Contrariamente a Engels, entretanto, Bloch se recusa a conceber a religião unicamente como uma "máscara" dos interesses de classe (ele critica explicitamente esta tese, atribuindo-a, entretanto, à Kautsky...). Nas figurações de protesto, a religião é uma das formas mais significativas da consciência utópica, uma das manifestações mais ricas do principio da esperança. Por sua capacidade de antecipação criadora, a escatologia judaico-cristã - o universo religioso preferido de Bloch - desenha o espaço imaginário do ainda-não-existente.
Partindo destes pressupostos, Bloch se dedica a uma hermenêutica heterodoxa e iconoclasta da Bíblia - tanto o Antigo como o Novo Testamento - à procura da Bíblia pauperum, a que denuncia o Faraó e que leva cada um a escolher: "Aut Cesar aut Christus".
Ateu religioso - segundo ele, só um ateu pode ser um bom cristão, e vice-versa - teólogo da revolução, Bloch se dedica não somente a uma leitura marxista dó milenarismo (seguindo nisto a Engels) mas também - e isto é novo - a uma interpretação milenarista do marxismo. As heresias escatológicas e coletivistas do passado não são para ele simplesmente os "precursores do socialismo" (título do livro de Kautsky) - quer dizer, um capítulo já encerrado do passado - mas uma herança subversiva atual.
Bloch reconhece, evidentemente, como o jovem Marx da célebre citação de 1844, a dupla natureza do fato religioso, seu aspecto opressor e seu potencial de revolta. O primeiro aspecto deve ser analisado empregando-se o que ele chama da "corrente fria" do marxismo: a análise materialista implacável das ideologias, dos ídolos e das idolatrias; o segundo, pelo contrário, necessita da "corrente quente", que procura salvar o excedente cultural utópico das religiões, sua força crítica e antecipadora. Mais além do "diálogo", Bloch sonha com uma união verdadeira entre cristianismo e revolução, como na época da Guerra dos Camponeses.
Uma outra tentativa interessante e original de estudo marxista da religião é a obra de Lucien Goldmann. No seu livro Le Dieu Cachê (1955) ele compara (sem as identificar) a fé religiosa e a fé marxista: as duas têm em comum a oposição ao individualismo (racionalista ou empirista) e a crença nos valores trans-individuais - Deus para a religião, a comunidade humana para o socialismo. Uma semelhante analogia existe entre a aposta pascaliana sobre a existência de Deus e a aposta marxista sobre o futuro histórico libertado: as duas pressupõem o risco, o perigo do fracasso e a esperança da vitória, as duas dependem da "fé" e não são demonstráveis no exclusivo plano dos julgamentos de fato. O que as separa é, evidentemente, o caráter sobrenatural ou supra-histórico da transcendência religiosa. Sem querer de nenhuma forma "cristianizar o marxismo", Lucien Goldmann introduziu uma visão nova sobre a relação conflitiva entre crença religiosa e ateísmo marxista.

2 comentários:

Francisco Sulo disse...

Lamentável saber que as aproximações mais simpáticas entre o Cristianismo e o marxismo, principalmente da parte deste, se dão de forma meramente pragmática e desonesta.

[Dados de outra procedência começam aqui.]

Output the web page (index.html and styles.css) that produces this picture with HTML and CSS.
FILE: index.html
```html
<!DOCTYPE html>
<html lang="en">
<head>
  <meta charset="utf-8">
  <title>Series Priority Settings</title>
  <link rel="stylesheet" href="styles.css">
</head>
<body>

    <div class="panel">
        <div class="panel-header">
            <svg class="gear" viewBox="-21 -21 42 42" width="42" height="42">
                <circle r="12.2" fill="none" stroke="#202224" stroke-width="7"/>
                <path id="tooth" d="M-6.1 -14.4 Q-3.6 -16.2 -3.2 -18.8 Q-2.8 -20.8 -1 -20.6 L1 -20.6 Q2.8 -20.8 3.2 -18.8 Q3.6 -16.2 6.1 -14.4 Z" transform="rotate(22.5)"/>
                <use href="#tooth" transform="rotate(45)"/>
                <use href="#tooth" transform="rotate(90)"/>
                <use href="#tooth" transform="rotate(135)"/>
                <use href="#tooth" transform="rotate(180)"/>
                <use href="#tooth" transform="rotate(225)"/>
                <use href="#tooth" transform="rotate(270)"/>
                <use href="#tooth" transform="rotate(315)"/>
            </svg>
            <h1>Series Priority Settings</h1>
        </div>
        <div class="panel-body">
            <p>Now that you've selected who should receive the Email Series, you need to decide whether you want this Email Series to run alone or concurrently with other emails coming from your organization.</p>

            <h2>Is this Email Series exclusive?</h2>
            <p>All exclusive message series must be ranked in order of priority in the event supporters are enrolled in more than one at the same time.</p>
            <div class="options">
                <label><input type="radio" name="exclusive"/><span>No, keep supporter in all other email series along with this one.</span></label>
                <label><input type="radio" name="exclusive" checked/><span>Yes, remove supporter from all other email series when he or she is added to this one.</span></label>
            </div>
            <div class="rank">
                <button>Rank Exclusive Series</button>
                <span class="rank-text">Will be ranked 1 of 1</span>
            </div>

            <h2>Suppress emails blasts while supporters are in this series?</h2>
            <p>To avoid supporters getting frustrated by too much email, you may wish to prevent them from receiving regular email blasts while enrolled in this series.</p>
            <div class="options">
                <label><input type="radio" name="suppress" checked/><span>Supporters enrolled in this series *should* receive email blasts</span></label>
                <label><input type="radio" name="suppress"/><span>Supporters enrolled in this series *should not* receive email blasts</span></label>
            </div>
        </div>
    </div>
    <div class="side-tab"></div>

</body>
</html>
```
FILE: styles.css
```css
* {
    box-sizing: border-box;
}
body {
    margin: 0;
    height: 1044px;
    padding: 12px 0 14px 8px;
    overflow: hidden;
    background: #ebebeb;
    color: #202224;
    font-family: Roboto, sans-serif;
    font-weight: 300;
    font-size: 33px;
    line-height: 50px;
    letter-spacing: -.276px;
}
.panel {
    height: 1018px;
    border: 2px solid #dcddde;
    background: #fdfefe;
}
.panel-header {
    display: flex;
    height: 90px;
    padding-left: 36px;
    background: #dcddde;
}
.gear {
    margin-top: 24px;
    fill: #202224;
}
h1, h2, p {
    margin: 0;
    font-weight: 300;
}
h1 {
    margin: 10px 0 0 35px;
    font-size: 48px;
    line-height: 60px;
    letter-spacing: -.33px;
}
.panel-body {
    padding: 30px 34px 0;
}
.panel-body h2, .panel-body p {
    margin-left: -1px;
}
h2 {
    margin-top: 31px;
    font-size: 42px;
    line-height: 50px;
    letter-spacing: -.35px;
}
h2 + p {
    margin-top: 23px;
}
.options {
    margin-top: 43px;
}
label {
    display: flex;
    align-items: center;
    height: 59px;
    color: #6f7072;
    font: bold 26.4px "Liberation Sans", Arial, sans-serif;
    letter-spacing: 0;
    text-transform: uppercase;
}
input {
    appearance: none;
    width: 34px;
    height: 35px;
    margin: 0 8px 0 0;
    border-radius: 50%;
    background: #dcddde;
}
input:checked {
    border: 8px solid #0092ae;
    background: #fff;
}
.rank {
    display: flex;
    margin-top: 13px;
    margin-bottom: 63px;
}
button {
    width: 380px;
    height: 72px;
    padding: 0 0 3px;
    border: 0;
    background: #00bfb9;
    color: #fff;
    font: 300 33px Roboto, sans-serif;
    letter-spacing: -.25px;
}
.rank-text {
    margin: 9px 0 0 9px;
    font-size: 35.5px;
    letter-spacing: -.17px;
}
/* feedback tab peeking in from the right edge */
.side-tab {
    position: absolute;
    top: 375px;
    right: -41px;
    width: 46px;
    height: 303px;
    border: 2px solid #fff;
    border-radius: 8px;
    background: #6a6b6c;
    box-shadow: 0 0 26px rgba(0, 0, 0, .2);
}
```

Rev. Adriano Gama disse...

Quem fala de socialismo cristão não entende o que é socialismo e nem o que é cristianismo. O próprio Lenin não aceitava tal "socialismo" e nem tais socialistas. Lenin considerava os "socialistas cristãos (o pior aspecto do "socialismo" e sua pior distorção) ..." (Carta ao Maxin Gorky, carta II - Obras de Lenin, Coleção I).